:: Task statement ::
Every line below should be copied exactly; drop the pictures.

:: Supplied data ::
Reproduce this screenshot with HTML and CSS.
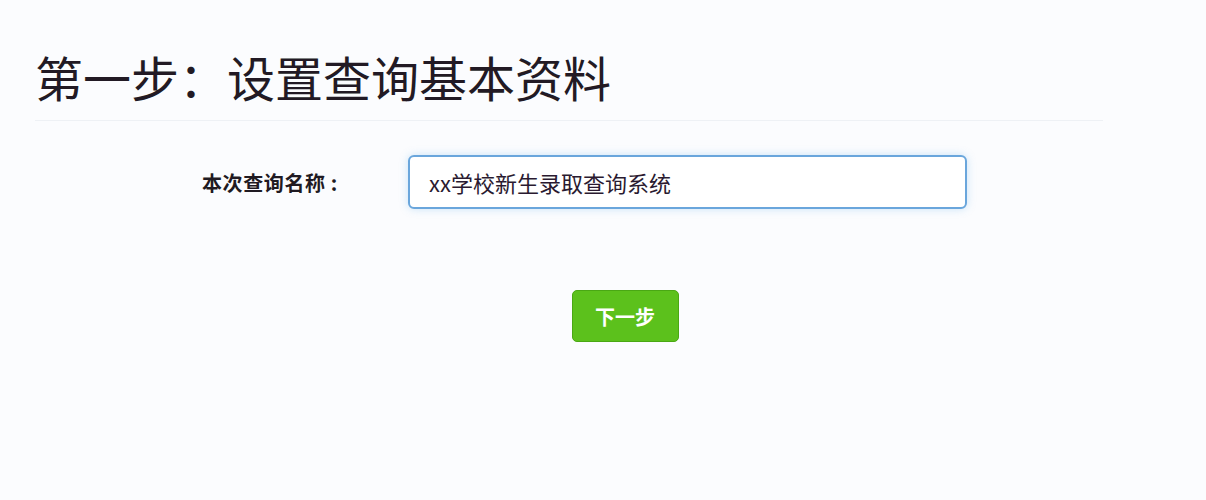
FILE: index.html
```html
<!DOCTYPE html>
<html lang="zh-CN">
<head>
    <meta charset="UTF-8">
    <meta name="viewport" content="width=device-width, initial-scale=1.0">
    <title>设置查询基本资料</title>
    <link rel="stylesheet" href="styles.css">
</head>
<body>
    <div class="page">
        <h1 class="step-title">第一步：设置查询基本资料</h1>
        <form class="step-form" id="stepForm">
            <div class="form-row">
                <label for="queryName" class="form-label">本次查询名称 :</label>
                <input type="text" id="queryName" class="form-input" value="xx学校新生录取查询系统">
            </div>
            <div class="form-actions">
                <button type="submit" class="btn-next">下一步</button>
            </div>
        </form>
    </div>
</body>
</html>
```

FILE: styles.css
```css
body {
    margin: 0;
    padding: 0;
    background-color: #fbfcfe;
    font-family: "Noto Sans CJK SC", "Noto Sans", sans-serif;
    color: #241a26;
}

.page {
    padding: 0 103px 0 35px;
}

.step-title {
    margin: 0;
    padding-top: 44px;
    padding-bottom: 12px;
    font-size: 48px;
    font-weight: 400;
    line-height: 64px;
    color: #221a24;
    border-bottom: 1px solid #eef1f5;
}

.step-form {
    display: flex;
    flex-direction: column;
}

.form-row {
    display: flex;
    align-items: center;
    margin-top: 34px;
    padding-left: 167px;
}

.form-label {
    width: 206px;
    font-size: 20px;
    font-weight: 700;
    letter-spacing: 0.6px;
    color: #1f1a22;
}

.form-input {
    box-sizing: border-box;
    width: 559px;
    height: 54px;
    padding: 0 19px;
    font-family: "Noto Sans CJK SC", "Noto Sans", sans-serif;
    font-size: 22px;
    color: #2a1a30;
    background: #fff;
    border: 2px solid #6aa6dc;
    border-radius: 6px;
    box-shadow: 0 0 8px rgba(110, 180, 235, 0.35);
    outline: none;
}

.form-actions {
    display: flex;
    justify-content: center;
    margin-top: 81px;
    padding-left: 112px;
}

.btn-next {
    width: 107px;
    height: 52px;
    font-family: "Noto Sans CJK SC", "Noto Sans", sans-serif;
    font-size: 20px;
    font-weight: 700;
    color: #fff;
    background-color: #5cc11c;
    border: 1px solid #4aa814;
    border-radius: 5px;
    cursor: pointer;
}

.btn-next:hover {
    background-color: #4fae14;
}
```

:: Written response ::
Reproduce this screenshot with HTML and CSS.
FILE: index.html
```html
<!DOCTYPE html>
<html lang="zh-CN">
<head>
    <meta charset="UTF-8">
    <meta name="viewport" content="width=device-width, initial-scale=1.0">
    <title>设置查询基本资料</title>
    <link rel="stylesheet" href="styles.css">
</head>
<body>
    <div class="page">
        <h1 class="step-title">第一步：设置查询基本资料</h1>
        <form class="step-form" id="stepForm">
            <div class="form-row">
                <label for="queryName" class="form-label">本次查询名称 :</label>
                <input type="text" id="queryName" class="form-input" value="xx学校新生录取查询系统">
            </div>
            <div class="form-actions">
                <button type="submit" class="btn-next">下一步</button>
            </div>
        </form>
    </div>
</body>
</html>
```

FILE: styles.css
```css
body {
    margin: 0;
    padding: 0;
    background-color: #fbfcfe;
    font-family: "Noto Sans CJK SC", "Noto Sans", sans-serif;
    color: #241a26;
}

.page {
    padding: 0 103px 0 35px;
}

.step-title {
    margin: 0;
    padding-top: 44px;
    padding-bottom: 12px;
    font-size: 48px;
    font-weight: 400;
    line-height: 64px;
    color: #221a24;
    border-bottom: 1px solid #eef1f5;
}

.step-form {
    display: flex;
    flex-direction: column;
}

.form-row {
    display: flex;
    align-items: center;
    margin-top: 34px;
    padding-left: 167px;
}

.form-label {
    width: 206px;
    font-size: 20px;
    font-weight: 700;
    letter-spacing: 0.6px;
    color: #1f1a22;
}

.form-input {
    box-sizing: border-box;
    width: 559px;
    height: 54px;
    padding: 0 19px;
    font-family: "Noto Sans CJK SC", "Noto Sans", sans-serif;
    font-size: 22px;
    color: #2a1a30;
    background: #fff;
    border: 2px solid #6aa6dc;
    border-radius: 6px;
    box-shadow: 0 0 8px rgba(110, 180, 235, 0.35);
    outline: none;
}

.form-actions {
    display: flex;
    justify-content: center;
    margin-top: 81px;
    padding-left: 112px;
}

.btn-next {
    width: 107px;
    height: 52px;
    font-family: "Noto Sans CJK SC", "Noto Sans", sans-serif;
    font-size: 20px;
    font-weight: 700;
    color: #fff;
    background-color: #5cc11c;
    border: 1px solid #4aa814;
    border-radius: 5px;
    cursor: pointer;
}

.btn-next:hover {
    background-color: #4fae14;
}
```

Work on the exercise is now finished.